38. I get bizarre linker warnings / errors / run-time faults when
I try to compile my OpenFabrics MPI application statically. How do I
fix this? |
Fully static linking is not for the weak, and is not
recommended. But it is possible.
Read both this
FAQ entry and this FAQ entry
in their entirety.
39. Can I use system() , popen() , or fork() in an MPI application that uses the OpenFabrics support? (openib BTL) |
The answer is, unfortunately, complicated. Be sure to also
see this FAQ entry as
well.
- If you have a Linux kernel before version 2.6.16: no. Some
distros may provide patches for older versions (e.g, RHEL4 may someday
receive a hotfix).
- If you have a version of OFED before v1.2: sort of. Specifically,
newer kernels with OFED 1.0 and OFED 1.1 may generally allow the use
of
system() and/or the use of fork() as long as the parent does
nothing until the child exits.
- If you have a Linux kernel >= v2.6.16 and OFED >= v1.2 and Open MPI >=
v1.2.1: yes. Open MPI
v1.2.1 added two MCA values relevant to arbitrary
fork() support
in Open MPI:
-
btl_openib_have_fork_support : This is a "read-only" MCA
value, meaning that users cannot change it in the normal ways that MCA
parameter values are set. It can be queried via the ompi_info
command; it will have a value of 1 if this installation of Open MPI
supports fork() ; 0 otherwise.
-
btl_openib_want_fork_support : This MCA parameter can be used to
request conditional, absolute, or no fork() support. The following
values are supported:
- Negative values: try to enable fork support, but continue even if
it is not available.
- Zero: Do not try to enable fork support.

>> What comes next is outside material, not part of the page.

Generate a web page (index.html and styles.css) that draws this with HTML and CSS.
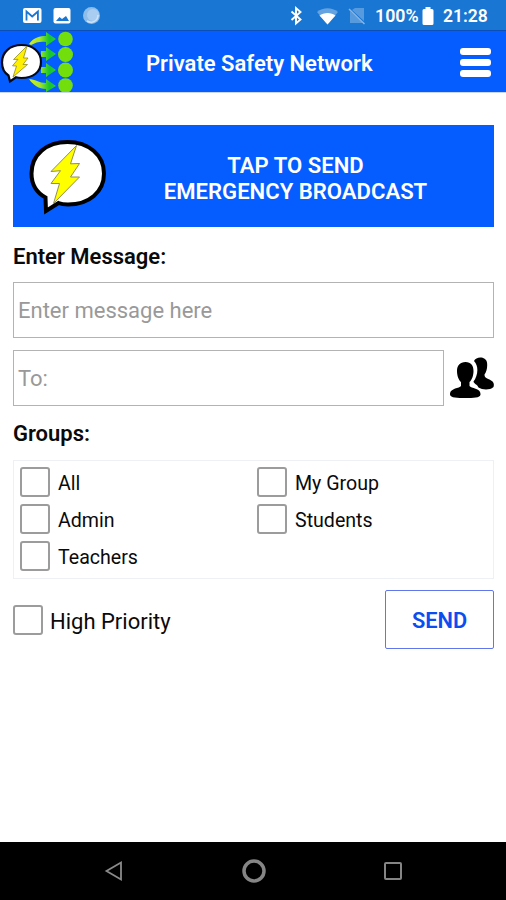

- Positive values: Try to enable fork support and fail if it is not
available.
Hence, you can reliably query Open MPI to see if it has support for
fork() and force Open MPI to abort if you request fork support and
it doesn't have it.
This feature is helpful to users who switch around between multiple
clusters and/or versions of Open MPI; they can script to know whether
the Open MPI that they're using (and therefore the underlying IB stack)
has fork support. For example:
1
2
3
4
5
6
7
8
| #!/bin/sh
have_fork_support=`ompi_info --param btl openib --level 9 --parsable | grep have_fork_support:value | cut -d: -f7`
if test "$have_fork_support" = "1"; then
# Happiness / world peace / birds are singing
else
# Despair / time for Häagen-Dazs
fi |
Alternatively, you can skip querying and simply try to run your job:
1
| shell$ mpirun --mca btl_openib_want_fork_support 1 --mca btl openib,self ... |
Which will abort if Open MPI's openib BTL does not have fork support.
All this being said, even if Open MPI is able to enable the
OpenFabrics fork() support, it does not mean
that your fork() -calling application is safe.
- In general, if your application calls
system() or popen() , it
will likely be safe.
- However, note that arbitrary
fork() support is not supported
in the OpenFabrics software stack. If you use fork() in your
application, you must not touch any registered memory before calling
some form of exec() to launch another process. Doing so will cause
an immediate seg fault / program crash.
It is important to note that memory is registered on a per-page basis;
it is therefore possible that your application may have memory
co-located on the same page as a buffer that was passed to an MPI
communications routine (e.g., MPI_Send() or MPI_Recv() ) or some
other internally-registered memory inside Open MPI. You may therefore
accidentally "touch" a page that is registered without even
realizing it, thereby crashing your application.
There is unfortunately no way around this issue; it was intentionally
designed into the OpenFabrics software stack. Please complain to the
OpenFabrics Alliance that they should really fix this problem!
40. My MPI application sometimes hangs when using the
openib BTL; how can I fix this? (openib BTL) |
Starting with v1.2.6, the MCA pml_ob1_use_early_completion
parameter allows the user (or administrator) to turn off the "early
completion" optimization. Early completion may cause "hang"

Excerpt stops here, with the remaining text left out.